After my non-Servas stop in South Carolina, I took the train to Washington, D.C. Hayden Wetzel, a longtime host who has traveled throughout Europe and Asia using Servas contacts, greeted me at Union Station, handed me a city map and helped me buy a metro ticket. A consummate travel guide – yes, that's what he does professionally following a long career in the federal government – he explained how to use the National Archives, which was exactly what I had gone to the Capital to do. Again, the serendipitous coincidences of common ground pleased me.

Will and Tish Grant, who live outside a small Chesapeake Bay village, would be my next and final Servas hosts of this trip. In her first e-mail, Tish had written, "We'd love to host you. Since we moved here full time from Washington, D.C., we've had very few travelers. In D.C. we had Servas visitors all the time (as you can imagine)." After a short-email exchange, she realized she'd be in D.C. about the time I was to visit, so she offered me a ride.
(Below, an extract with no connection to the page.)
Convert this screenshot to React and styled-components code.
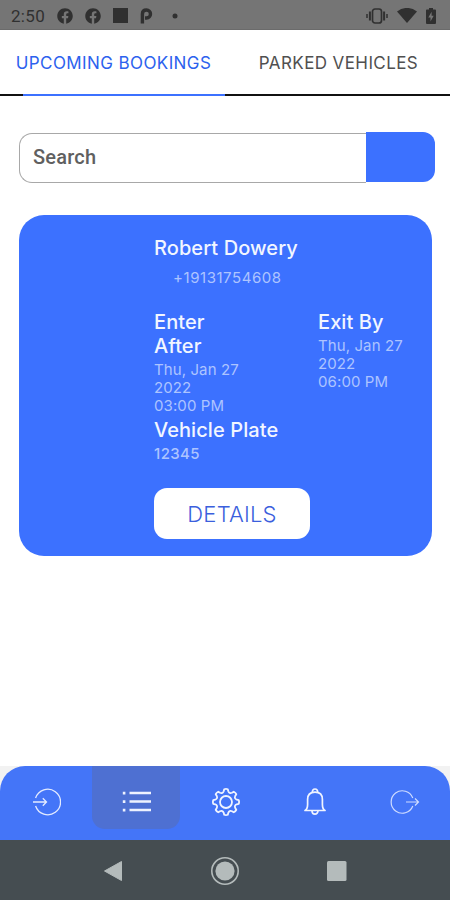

We got to know and like each other on a three-hour drive, stopping at a Thai restaurant in Gloucester to meet her husband. The Grants told me they had enriched their children's lives by hosting foreign visitors for years, and that the children, once grown, had toured Europe with a series of home stays and no hotel bills.

They definitely went the extra mile for me, renting Segway Personal Transporters for a short tour of Yorktown, Virg., and later driving me all around historic Yorktown and Williamsburg.

We also shared an interest in Latin America as well as a common political outlook.

They proudly introduced me to friends as a "Servas traveler." Perhaps I'll introduce them to the Koesters, who will soon take a trip to see family and friends up north. That's how Servas networking works.

Editor's note: Servas, a worldwide cooperative cultural exchange network fostering peace, goodwill and mutual respect, includes over 15,000 homes and institutions in more than 125 countries on six continents. Both travelers and hosts are interviewed before being accepted as members.